In a US-based survey of women’s working lives carried
out in 2004, Ms Hewlett found that more than a third of
the professional women questioned had left their careers
for a period of time. But the time spent outside work amounted
to just a little over two years on average.
A significant proportion – some 16 per cent –
had opted for part-time work at the time of the survey and
an equal proportion said they had declined a promotion.
When asked to look back at their careers more than a third
of those surveyed had worked part-time at some stage.
Women leave their careers, she writes, for a combination
of reasons, sometimes to rear a family or to look after
elderly relatives and sometimes because work expectations
have risen to an unacceptable level.
One point I didn’t see listed as a reason for leaving
is “because they can”. Looking at many of the
issues behind career breaks, it seems to me that some of
these are just as significant for men, but because of their
traditional role as breadwinner, it is more difficult for
men to make a break.
The survey suggested, however, that a quarter of highly
qualified men were leaving their jobs for a period of time,
usually as a career change or to obtain extra qualifications,
rarely to undertake child care. Sometimes, Ms Hewlett found,
men are envious or angry at a wife’s decision to leave
work. One of those interviewed said: “I thought I
was marrying a high-earning professional, not a stay-at-home
wife.”
Near Giverny this past weekend we stayed at a family-run
bed-and-breakfast in a former hunting lodge. The man and
wife were both lawyers with five children. In this case
the mother was running the bed-and-breakfast while her husband
continued to work in a legal practice.
Could the arrangement have worked the other way around?
Of course it could. Would either party have been comfortable
with the alternative? I very much doubt it.
Had there been options for each party to mix-and-match
the way they worked, however, the possibility for both partners
to share dual roles could have proved attractive. As Ms
Hewlett points out, there is a dire need for alternative
career paths to run alongside what she calls the “male
competitive model.”
Some of the long-hours BlackBerry-dominated stories she
documents in the book are unacceptable for either sex yet
people, particularly in high-earning bonus-driven financial
jobs, are getting sucked in to working patterns that leave
them little time for socialising and family life.

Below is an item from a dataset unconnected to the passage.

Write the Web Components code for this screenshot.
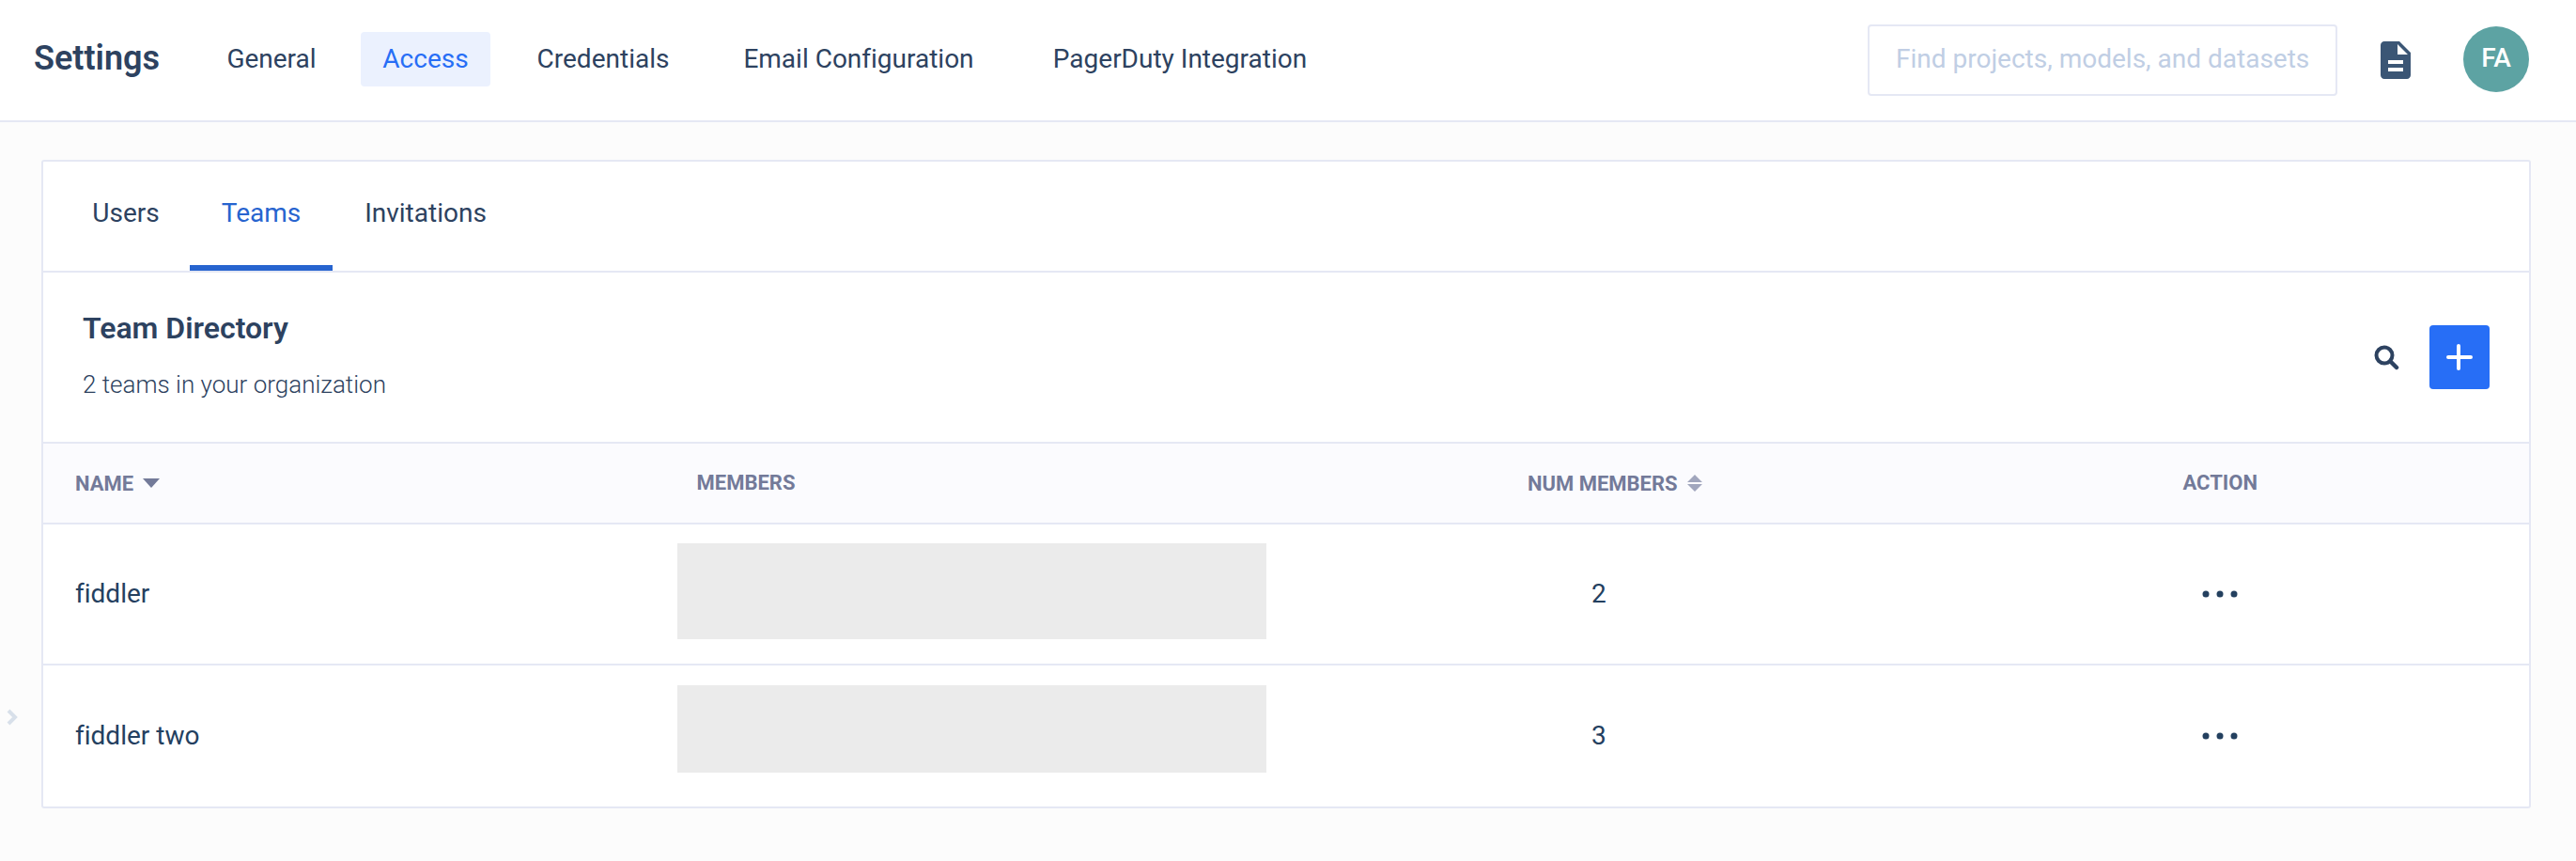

It’s good that some City employers are doing more
to cater for family lifestyles. Deutsche Bank, for example,
now offers a full service nursery at its City office. Lehman
Brothers runs a scheme called Encore that offers career-return
opportunities for those who have left finance. Ernst &
Young, meanwhile, have a series of measures promoting equality
including a women’s leadership conference held every
18 months.
But human resources initiatives alone are not sufficient
to change attitudes and assumptions that stigmatise those
who try to manage their careers in a way that does not seek
out ever more responsibilities and workloads.

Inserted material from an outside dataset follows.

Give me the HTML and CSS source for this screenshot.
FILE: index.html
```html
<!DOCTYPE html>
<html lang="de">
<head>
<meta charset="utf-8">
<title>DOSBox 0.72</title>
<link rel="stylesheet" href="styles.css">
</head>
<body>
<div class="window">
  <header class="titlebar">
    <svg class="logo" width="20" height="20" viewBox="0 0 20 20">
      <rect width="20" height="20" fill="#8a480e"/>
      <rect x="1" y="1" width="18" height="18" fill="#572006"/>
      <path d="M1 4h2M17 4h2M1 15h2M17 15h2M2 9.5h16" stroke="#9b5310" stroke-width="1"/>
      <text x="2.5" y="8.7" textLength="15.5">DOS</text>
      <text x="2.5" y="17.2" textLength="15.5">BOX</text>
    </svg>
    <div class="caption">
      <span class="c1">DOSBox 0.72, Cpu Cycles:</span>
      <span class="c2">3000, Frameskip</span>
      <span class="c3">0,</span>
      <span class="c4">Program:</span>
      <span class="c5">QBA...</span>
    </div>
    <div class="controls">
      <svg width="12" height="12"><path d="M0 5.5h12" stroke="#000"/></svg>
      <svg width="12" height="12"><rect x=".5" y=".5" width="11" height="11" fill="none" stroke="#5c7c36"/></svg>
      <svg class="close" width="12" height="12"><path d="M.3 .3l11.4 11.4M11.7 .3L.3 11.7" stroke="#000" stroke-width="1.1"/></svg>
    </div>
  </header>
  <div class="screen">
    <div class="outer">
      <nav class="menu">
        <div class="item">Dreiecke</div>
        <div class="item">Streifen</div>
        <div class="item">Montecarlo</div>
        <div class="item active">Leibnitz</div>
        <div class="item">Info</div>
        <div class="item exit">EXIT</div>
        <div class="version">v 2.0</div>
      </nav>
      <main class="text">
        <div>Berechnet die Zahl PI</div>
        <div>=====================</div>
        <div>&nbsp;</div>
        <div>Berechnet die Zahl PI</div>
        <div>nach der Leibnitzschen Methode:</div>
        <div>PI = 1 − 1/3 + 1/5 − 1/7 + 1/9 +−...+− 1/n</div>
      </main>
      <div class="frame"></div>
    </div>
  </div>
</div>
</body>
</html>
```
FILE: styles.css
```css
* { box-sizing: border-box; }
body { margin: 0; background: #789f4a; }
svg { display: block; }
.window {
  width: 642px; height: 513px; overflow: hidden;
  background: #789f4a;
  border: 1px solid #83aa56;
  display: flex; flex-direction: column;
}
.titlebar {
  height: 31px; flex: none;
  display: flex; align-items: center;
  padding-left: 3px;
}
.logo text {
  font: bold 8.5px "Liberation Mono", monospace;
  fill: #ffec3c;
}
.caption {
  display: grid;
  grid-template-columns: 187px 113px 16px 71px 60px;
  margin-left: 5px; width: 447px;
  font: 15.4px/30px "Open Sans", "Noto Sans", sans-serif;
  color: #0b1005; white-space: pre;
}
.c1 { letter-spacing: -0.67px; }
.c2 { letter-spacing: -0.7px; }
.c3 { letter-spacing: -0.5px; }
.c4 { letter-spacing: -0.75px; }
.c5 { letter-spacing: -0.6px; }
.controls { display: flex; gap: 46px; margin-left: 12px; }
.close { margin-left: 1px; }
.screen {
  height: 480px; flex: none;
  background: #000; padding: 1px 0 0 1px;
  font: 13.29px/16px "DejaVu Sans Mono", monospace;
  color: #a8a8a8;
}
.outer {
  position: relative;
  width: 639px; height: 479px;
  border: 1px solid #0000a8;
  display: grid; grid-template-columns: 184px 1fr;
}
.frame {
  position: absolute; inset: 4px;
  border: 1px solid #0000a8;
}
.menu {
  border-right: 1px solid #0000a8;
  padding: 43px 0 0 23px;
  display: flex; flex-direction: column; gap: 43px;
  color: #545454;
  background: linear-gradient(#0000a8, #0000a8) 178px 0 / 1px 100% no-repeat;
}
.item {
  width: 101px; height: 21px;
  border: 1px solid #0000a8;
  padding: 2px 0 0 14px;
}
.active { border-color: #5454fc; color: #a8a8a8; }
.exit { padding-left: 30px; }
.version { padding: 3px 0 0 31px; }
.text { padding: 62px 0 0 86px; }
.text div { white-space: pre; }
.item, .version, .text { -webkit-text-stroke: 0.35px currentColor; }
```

Since women have been the losers within the traditional
obsession with career ladders it is right that they should
be leading change now. Ms Hewlett has established an organisation
called the Hidden Brain Drain Task Force as a catalyst for
these changes in companies. In this case, at least, the
name says it all.
Off-Ramps and On-Ramps, Keeping Talented Women on the
Road to Success, by Sylvia Ann Hewlett, is published by
Harvard Business School Press, price $29.95.